Неудивительно, что представления о Древней Руси как о крестьянском царстве, в котором и верхи, и низы общества жили одной и той же малоподвижной и в общем низкой культурой, были широко распространены и за пределами славянофильства. В частности, они проникли и в немецкие истории всеобщих искусств: Куглера, Э. Ферстера, Шназе. Эти истории искусств переводились затем на русский язык, и здесь эти ограниченные представления возвращались на родную почву — в Россию, но уже с ярко выраженной враждебной к русской культуре окраской. С этими взглядами боролся еще Буслаев, но отрицательное отношение к древнерусскому искусству и непонимание древнерусской культуры продолжало чувствоваться долго.

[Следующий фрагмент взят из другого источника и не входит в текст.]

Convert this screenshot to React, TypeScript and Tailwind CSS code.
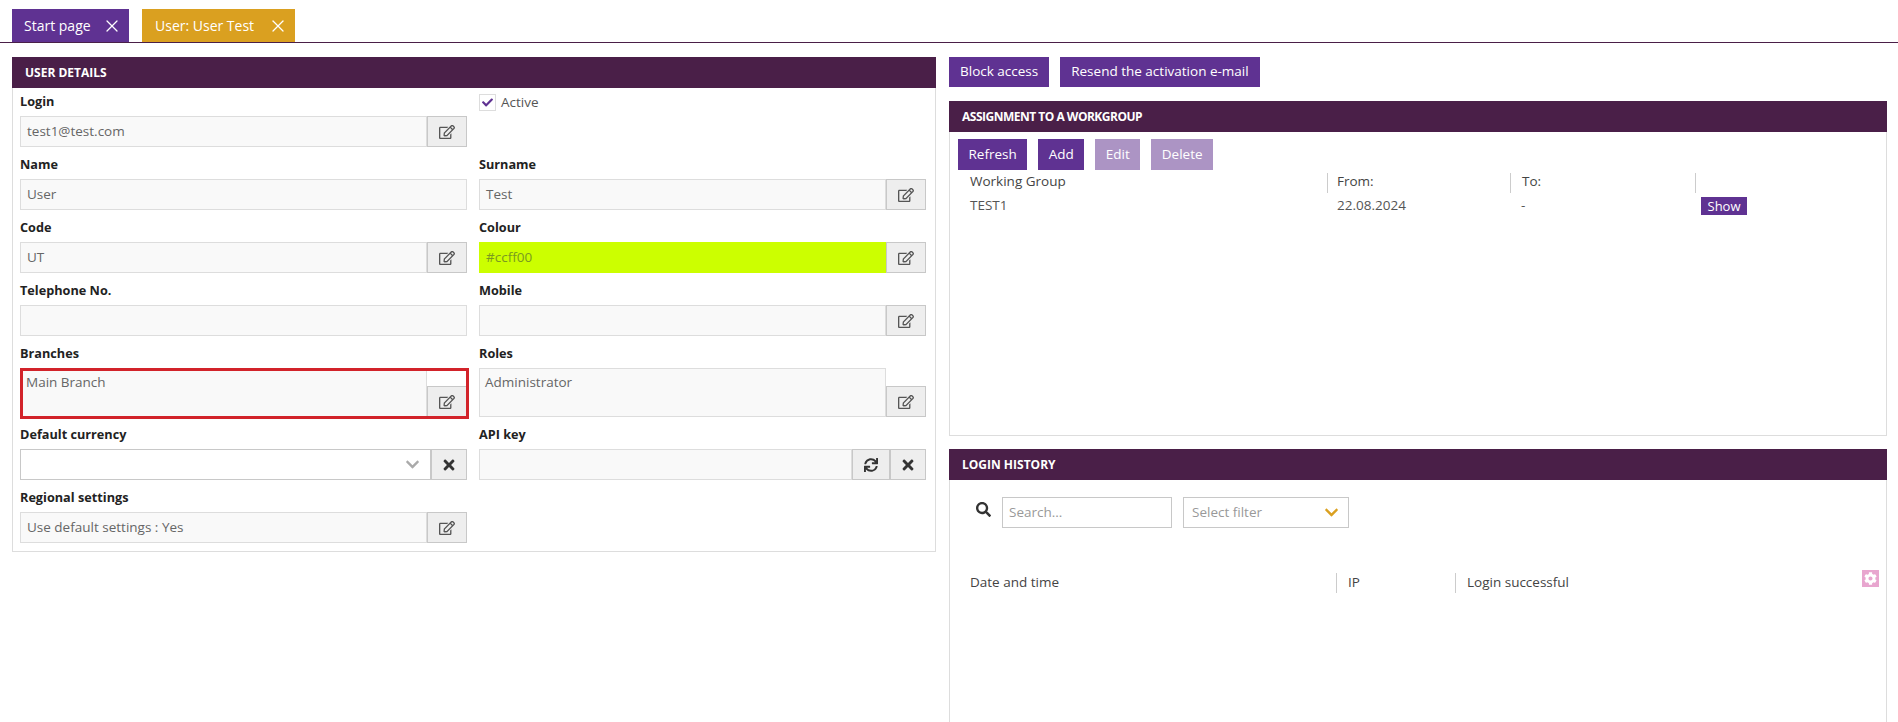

Стоит ли говорить о том, что от Загоскина и до Мордовцева русская историческая беллетристика, разрабатывавшая тему Древней Руси (в иных случаях сильнее, а в иных — слабее), находилась под влиянием тех же, выработавшихся еще в начале XIX в. представлений об уравнительном, одинаковом для всех сословий характере культуры Древней Руси. Ни по языку, нарочито грубому, мужицкому (пущай, пошто, дюже, не замай, таперича), ни по платью (только более богатому), ни по своим привычкам представители высших сословий не отличались в этой дореволюционной беллетристике от крестьян, ремесленников, купцов. Князь и крестьянин, боярин и крестьянин жили одинаково: разница заключалась в обилии яств, в ценности платья, словом, в важности и количестве издержек, и только.
Следует сказать, однако, что эти ошибочные концепции наших философов и публицистов XIX в. оказали только некоторое влияние на исследователей, исторических романистов, поэтов, художников и музыкантов. Подлинное освоение культуры Древней Руси проходило мимо господствующих концепций, поэтому огромное значение имеет пристальное исследование того, как памятники культуры Древней Руси конкретно отражались в новой русской культуре. Подлинное отношение новой русской культуры к Древней Руси лежит в продолжении тем, сюжетов, мотивов Древней Руси, в освоении ее художественных достижений, в художественном проникновении в древнерусскую жизнь, историю и культуру.